Entusiasmados, os Barretos planejam até uma minissérie na TV. “Um filme de duas horas não conta tudo o que essa história merece”, diz Fábio. “Daria para fazer um filme para cada trecho da vida de Lula.” A ideia é inspirada nos exemplos de Carandiru e Cidade de Deus, que depois viraram séries independentes. “Já falei com uma emissora”, diz Paula, sem dar detalhes.

Apesar de ter conversado com Lula durante três horas, Fábio não deverá acrescentar detalhes desconhecidos a respeito da vida do presidente. “Conversei com ele mais para confirmar algumas passagens da história. Li trechos do roteiro, mas ele logo pediu para parar. Ficou emocionado”, diz.

O otimismo dos Barretos e dos patrocinadores contrasta com o desempenho das últimas obras dirigidas por Fábio. Desde O quatrilho (1995), que teve 1,1 milhão de espectadores e uma indicação para o Oscar, nenhum outro filme do diretor obteve grande público. Bella dona (1998), A paixão de Jacobina (2002) e Nossa Senhora de Caravaggio (2007) tiveram, juntos, menos de 600 mil espectadores.

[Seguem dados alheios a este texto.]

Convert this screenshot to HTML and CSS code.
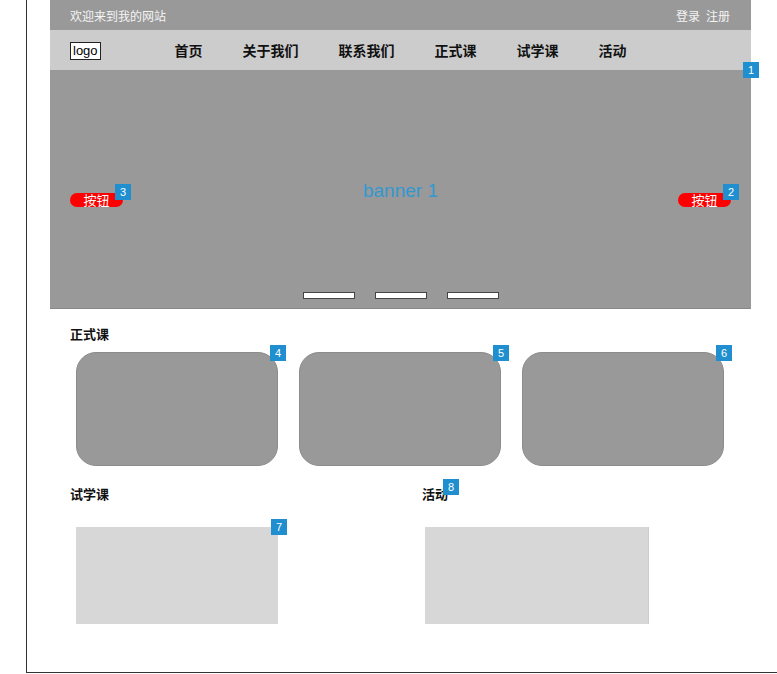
FILE: index.html
```html
<!DOCTYPE html>
<html lang="zh-CN">
<head>
    <meta charset="UTF-8">
    <title>首页</title>
    <link rel="stylesheet" href="styles.css">
</head>
<body>
    <div class="page">
        <div class="site">
            <div class="topbar">
                <span>欢迎来到我的网站</span>
                <span class="account"><span>登录</span><span>注册</span></span>
            </div>
            <div class="nav">
                <div class="logo">logo</div>
                <ul class="menu">
                    <li>首页</li>
                    <li>关于我们</li>
                    <li>联系我们</li>
                    <li>正式课</li>
                    <li>试学课</li>
                    <li>活动</li>
                </ul>
            </div>
            <div class="banner">
                <span class="badge badge-banner">1</span>
                <div class="stage">
                    <button class="btn">按钮<span class="badge badge-btn">3</span></button>
                    <div class="banner-title">banner 1</div>
                    <button class="btn">按钮<span class="badge badge-btn">2</span></button>
                </div>
                <div class="dots">
                    <span class="dot"></span>
                    <span class="dot"></span>
                    <span class="dot"></span>
                </div>
            </div>

            <div class="section">
                <h3>正式课</h3>
                <div class="cards">
                    <div class="card"><span class="badge badge-card">4</span></div>
                    <div class="card"><span class="badge badge-card">5</span></div>
                    <div class="card"><span class="badge badge-card">6</span></div>
                </div>
            </div>

            <div class="section columns">
                <div class="col">
                    <h3>试学课</h3>
                    <div class="box"><span class="badge badge-card">7</span></div>
                </div>
                <div class="col">
                    <h3 class="with-badge">活动<span class="badge badge-title">8</span></h3>
                    <div class="box box-wide"></div>
                </div>
            </div>
        </div>
    </div>
</body>
</html>
```

FILE: styles.css
```css
body {
    margin: 0;
    font-family: "Noto Sans CJK SC", "Liberation Sans", sans-serif;
    background: #fff;
    color: #000;
}
.page {
    margin-left: 26px;
    height: 672px;
    border-left: 1px solid #333;
    border-bottom: 1px solid #333;
    overflow: hidden;
}
.site {
    margin-left: 23px;
    width: 701px;
}
.topbar {
    height: 30px;
    background: #999;
    color: #f4f4f4;
    font-size: 12px;
    display: flex;
    justify-content: space-between;
    align-items: center;
    padding: 0 21px 0 20px;
}
.account {
    display: flex;
    gap: 6px;
}
.nav {
    height: 40px;
    background: #ccc;
    display: flex;
    align-items: center;
    padding-left: 20px;
}
.logo {
    font-family: "Liberation Sans", Arial, sans-serif;
    font-size: 13px;
    line-height: 16px;
    padding: 0 2px;
    background: #fff;
    border: 1px solid #222;
    margin-top: 1px;
}
.menu {
    list-style: none;
    margin: 0 0 0 74px;
    padding: 0;
    display: flex;
    gap: 40px;
    font-size: 14px;
    font-weight: bold;
    color: #111;
}
.banner {
    position: relative;
    height: 238px;
    background: #999;
    border-bottom: 1px solid #888;
    display: flex;
    flex-direction: column;
}
.stage {
    flex: 1;
    display: flex;
    justify-content: space-between;
    align-items: flex-start;
    padding: 113px 20px 0;
}
.btn {
    position: relative;
    width: 53px;
    height: 14px;
    margin-top: 10px;
    padding: 0;
    border: none;
    border-radius: 7px;
    background: #f00;
    color: #fff;
    font-family: "Noto Sans CJK SC", sans-serif;
    font-size: 13px;
    line-height: 14px;
}
.banner-title {
    font-family: "Liberation Sans", Arial, sans-serif;
    font-size: 19px;
    line-height: 20px;
    color: #3298d0;
    margin-top: -2px;
}
.dots {
    display: flex;
    justify-content: center;
    gap: 20px;
    padding-bottom: 9px;
}
.dot {
    width: 50px;
    height: 5px;
    background: #fff;
    border: 1px solid #444;
}
.badge {
    position: absolute;
    width: 16px;
    height: 16px;
    background: #1f8fcf;
    color: #fff;
    font-family: "Liberation Sans", Arial, sans-serif;
    font-size: 11px;
    line-height: 16px;
    text-align: center;
    font-weight: normal;
}
.badge-banner {
    top: -8px;
    right: -8px;
}
.badge-btn {
    top: -9px;
    left: 45px;
}
.badge-card {
    top: -8px;
    right: -9px;
}
.badge-title {
    top: -7px;
    left: 21px;
}
.section {
    padding-left: 20px;
}
.section h3 {
    margin: 17px 0 0;
    font-size: 13px;
    line-height: 16px;
    font-weight: bold;
    color: #111;
}
.cards {
    display: flex;
    gap: 21px;
    margin: 10px 0 0 6px;
}
.card {
    position: relative;
    width: 200px;
    height: 112px;
    background: #999;
    border: 1px solid #8c8c8c;
    border-radius: 20px;
}
.columns {
    display: grid;
    grid-template-columns: 352px 1fr;
}
.columns h3 {
    margin-top: 20px;
}
.with-badge {
    position: relative;
    width: fit-content;
}
.box {
    position: relative;
    width: 202px;
    height: 97px;
    margin: 25px 0 0 6px;
    background: #d7d7d7;
}
.box-wide {
    width: 223px;
    margin-left: 3px;
    border-right: 1px solid #ccc;
}
```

Um dos temores é que o filme de Lula vire uma peça de propaganda política. Faz sentido colocar nas telas uma ficção dramática sobre um político em pleno exercício do mandato? Ainda mais em ano de eleição? Para o cineasta Paulo Sérgio Almeida, diretor da consultoria Filme B, a mais respeitada do setor, faz sentido sim: “Com qualquer outro personagem, em qualquer outro país, um filme assim teria tudo para ser um panfleto chapa branca. Mas com Lula é diferente. Primeiro porque todos que leram a biografia a acham excelente. Segundo porque a tragédia original da história do presidente é completamente inusitada.”

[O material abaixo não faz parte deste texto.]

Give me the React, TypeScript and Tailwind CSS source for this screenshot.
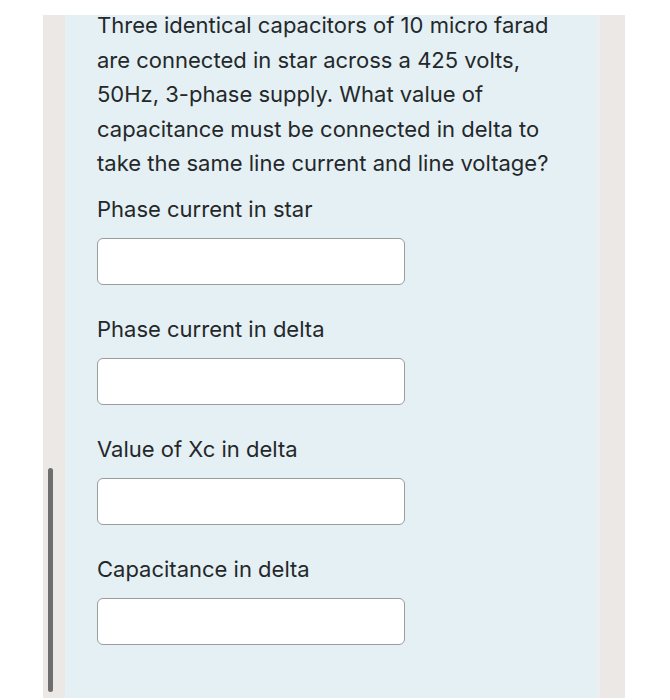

Denise Paraná, a autora da biografia, diz que sonha com um filme assim desde 1993, quando fez as entrevistas para o livro. “Eu ia ouvindo o Lula e seus irmãos e percebia que aquilo era cinema puro”, diz. Para Denise, que assina o roteiro com Daniel Tendler e Fernando Bonassi, a história tem força porque resume problemas crônicos da história recente do país: “Um irmão de Lula teve doença de Chagas. O pai era alcoólatra. A família viajou para São Paulo quando o país vivia o maior movimento migratório interno do planeta. A mulher e o filho morreram na maternidade. Tudo isso é muito Brasil”, diz. Após a posse, Denise foi procurada duas vezes por produtores estrangeiros interessados no projeto. “O Lula sempre topou o filme, mas não queria que fosse feito pelos gringos.” Agora, a história de Lula vai para as telas com todos os requintes nacionais de uma superprodução.



SUPERPRODUÇÃO


No alto, o ator Rui Ricardo como Lula num comício em São Bernardo. Acima, Frei Chico, irmão do presidente, entre Fábio e Luiz Carlos Barreto. Ao lado, a cena da inundação numa vila cenográfica feita dentro de um lago

3 comments:

Anônimo disse...

Parabéns, nós brasileiros comuns merecemos nos vermos na telona.

Cloaca News disse...

Parabéns pelo belo trabalho, Milena! E bem-vinda à trincheira da contra-informação. Somos seus aliados. Seu blog acaba de ser incluído em nossa seleta lista de links. Abraços!

Anônimo disse...

Que maravilha, parabéns Barretão e todas as empresas que contribuem para a realização do filme. Lula merece, o Brasil merece, nós merecemos saber mais da história desse líder, desse presidente que está mudando (pra muito melhor) a vida dos brasileiros!